If You’re Stuck Inside, Cover the Areas Where Smoke Might Come In
- If you cannot safely escape your home or apartment, keep smoke out of the room by covering vents and cracks around the door, and call 911 or your fire department as quickly as possible.
- Then signal for help at the window with a light-colored cloth or a flashlight.
Keep Flammable Materials in Safe Areas
- Remember to keep space heaters at least three feet away from anything that can burn, and always closely supervise children and pets when the heater is turned on.
- Make sure you turn space heaters off when you leave the room.
- If using gasoline-powered devices, store gasoline in a locked location where children cannot access it. Keep only small quantities in an approved container that has child safety features.
Don’t Over Plug
- To prevent possible fires, avoid plugging several appliance cords into the same electrical socket.
Stay Focused Around the Kitchen
- Use common sense in the kitchen. Limit distractions when cooking and don’t leave a hot oven or stovetop unattended.

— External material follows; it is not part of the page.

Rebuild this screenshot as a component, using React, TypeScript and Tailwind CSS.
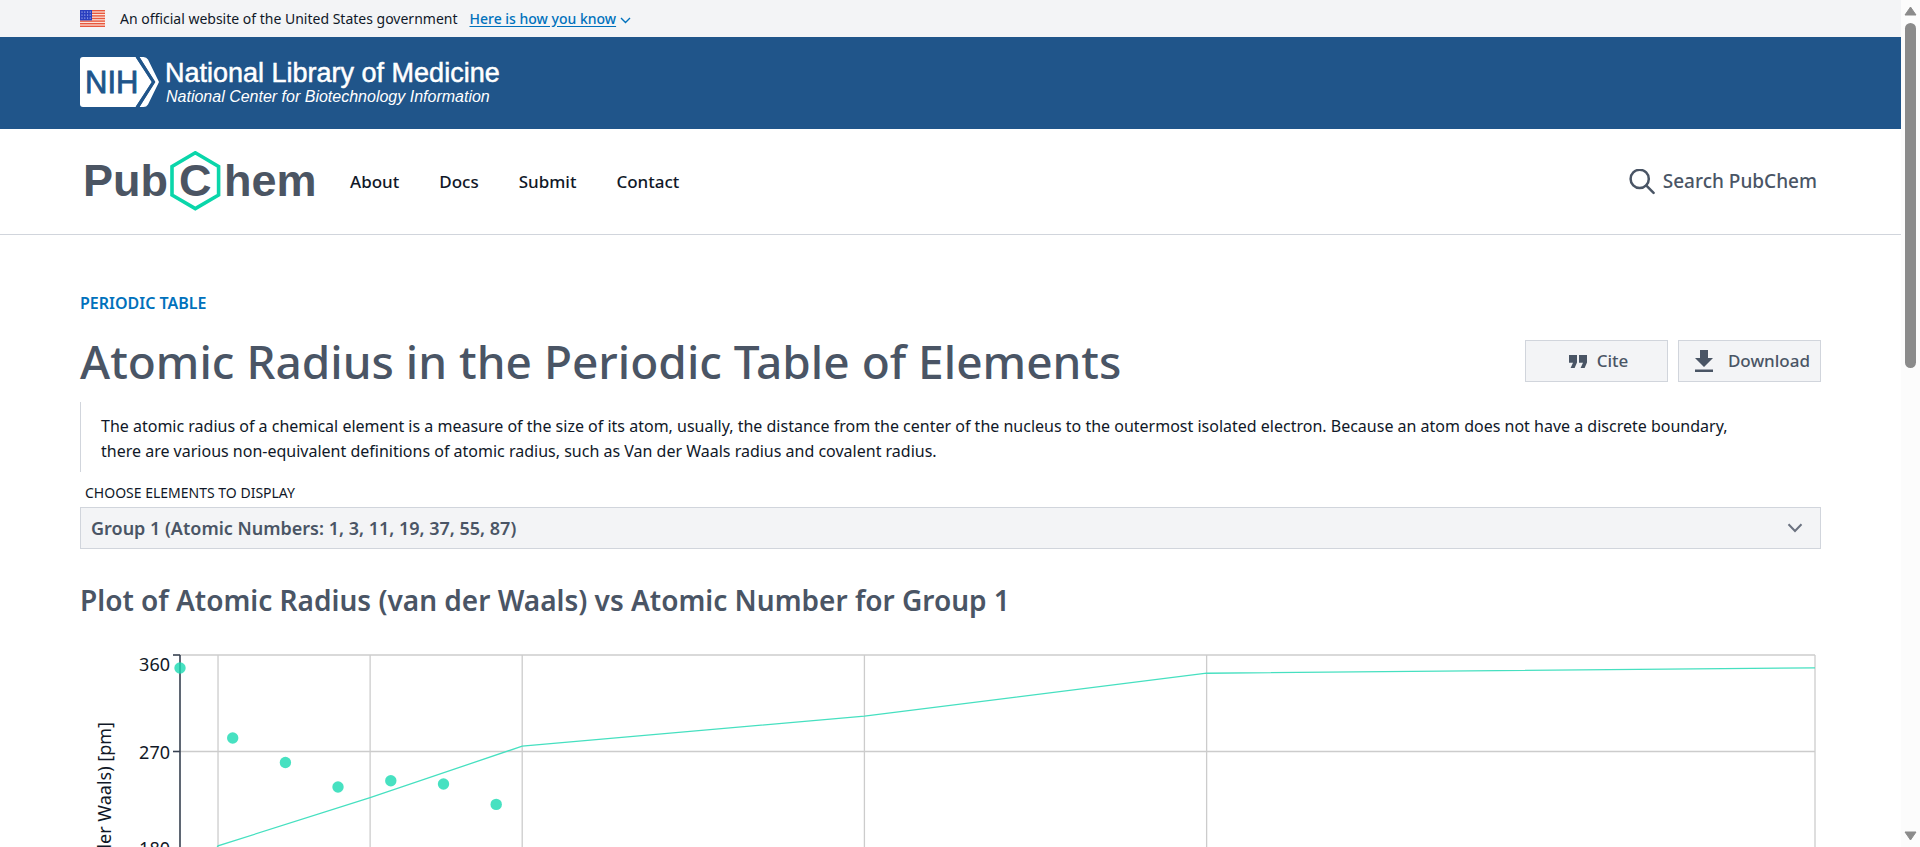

- Keep anything that can catch fire, such as dish towels or wooden spoons, away from your stovetop.
- Have a fire extinguisher in the kitchen in case of emergency, and make sure you know how it works. You might be surprised that most people don’t know how to use one.
Install Barriers Such as Safety Gates Around Fireplaces, Ovens and Furnaces
- Make sure your fireplace is protected by a sturdy screen. Remember that glass screens can take a long time to cool down.
- If you are using a fireplace or wood stove, make sure you burn only seasoned hardwood such as oak, ash or maple.
- If small children live in or visit your home, use a safety gate around your fireplace or wood stove.
Blow Out Candles and Store Matches Out of Reach
- Keep candles at least 12 inches away from anything that can burn, and always blow them out when you leave the room or before you go to sleep.
- Make a habit of placing matches, gasoline and lighters in a safe place, out of children’s reach. Avoid novelty lighters or lighters that look like toys.
- Teach kids never to play with matches and lighters. Make a habit of placing these items up and away from young children.